TASK REQUIREMENTS
Pick out each line with the word "React" from the material that follows.

INFORMATION SUPPLIED
——
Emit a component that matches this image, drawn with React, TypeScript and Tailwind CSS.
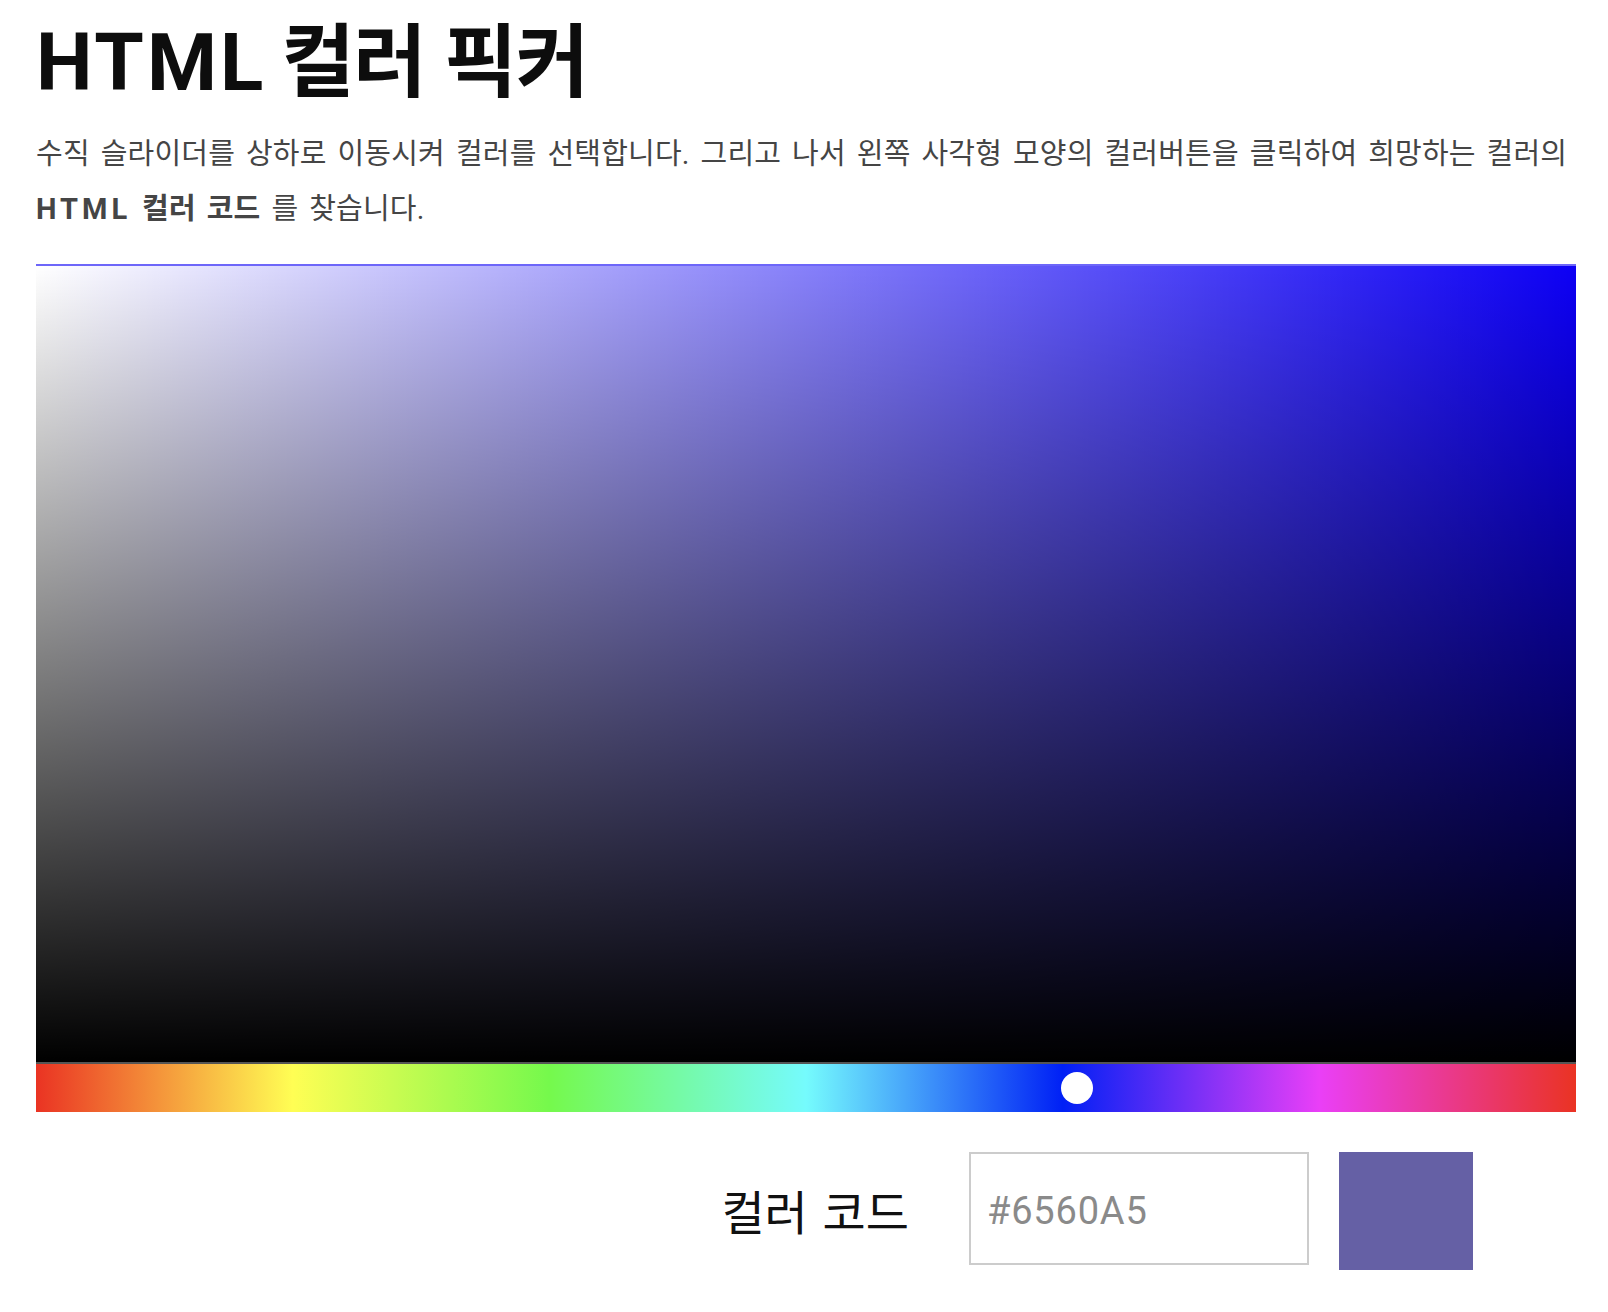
import React, { useState } from "react";

// 색상 피커 페이지
const hueStops =
  "bg-[linear-gradient(to_right,#ea3323_0%,#fffe54_16.67%,#75f94c_33.33%,#75fbfd_50%,#0020f5_66.67%,#ea3ff7_83.33%,#ea3323_100%)]";

const App = () => {
  const [code] = useState("#6560A5");

  return (
    <div className="min-h-screen bg-white pl-[36px] pr-[32px] font-['Roboto','Noto_Sans_CJK_KR',sans-serif]">
      {/* 제목 */}
      <h1 className="pt-[23px] text-[80px] leading-none font-bold text-[#0d0d0d]">
        <span className="tracking-[3px]">HTML</span> <span className="ml-[-5px] tracking-[-1.5px]">컬러 픽커</span>
      </h1>

      {/* 설명 */}
      <p className="mt-[24px] text-[29px] leading-[55px] tracking-[0.2px] break-keep text-[#454545] [word-spacing:3.5px]">
        수직 슬라이더를 상하로 이동시켜 컬러를 선택합니다. 그리고 나서 왼쪽 사각형 모양의 컬러버튼을 클릭하여 희망하는 컬러의{" "}
        <strong className="font-bold">
          <span className="tracking-[4px]">HTML</span> 컬러 코드
        </strong>{" "}
        를 찾습니다.
      </p>

      {/* 채도/명도 영역 */}
      <div className="mt-[27px] h-[798px] w-full border-t-2 border-white/40 bg-[#0d00f5]">
        <div className="h-full w-full bg-[linear-gradient(to_right,#ffffff,rgba(255,255,255,0))]">
          <div className="h-full w-full bg-[linear-gradient(to_bottom,rgba(0,0,0,0),#000000)]" />
        </div>
      </div>

      {/* 색상 슬라이더 */}
      <div className={`relative h-[50px] w-full border-t-2 border-[#555555] ${hueStops}`}>
        <div className="absolute left-[1025px] top-[8px] h-[32px] w-[32px] rounded-full bg-white" />
      </div>

      {/* 컬러 코드 */}
      <div className="mt-[40px] mr-[103px] flex items-start justify-end">
        <span className="mt-[38px] text-[47px] leading-none text-[#111111] [word-spacing:3px]">컬러 코드</span>
        <input
          readOnly
          value={code}
          className="ml-[60px] h-[113px] w-[340px] border-2 border-[#cccccc] bg-white pt-[4px] pl-[16px] text-[38px] tracking-[0.8px] text-[#8a8a8a] outline-none"
        />
        <div className="ml-[30px] h-[118px] w-[134px] bg-[#6560A5]" />
      </div>
    </div>
  );
};

export default App;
——
SOLUTION TO THIS TASK
Emit a component that matches this image, drawn with React, TypeScript and Tailwind CSS.
import React, { useState } from "react";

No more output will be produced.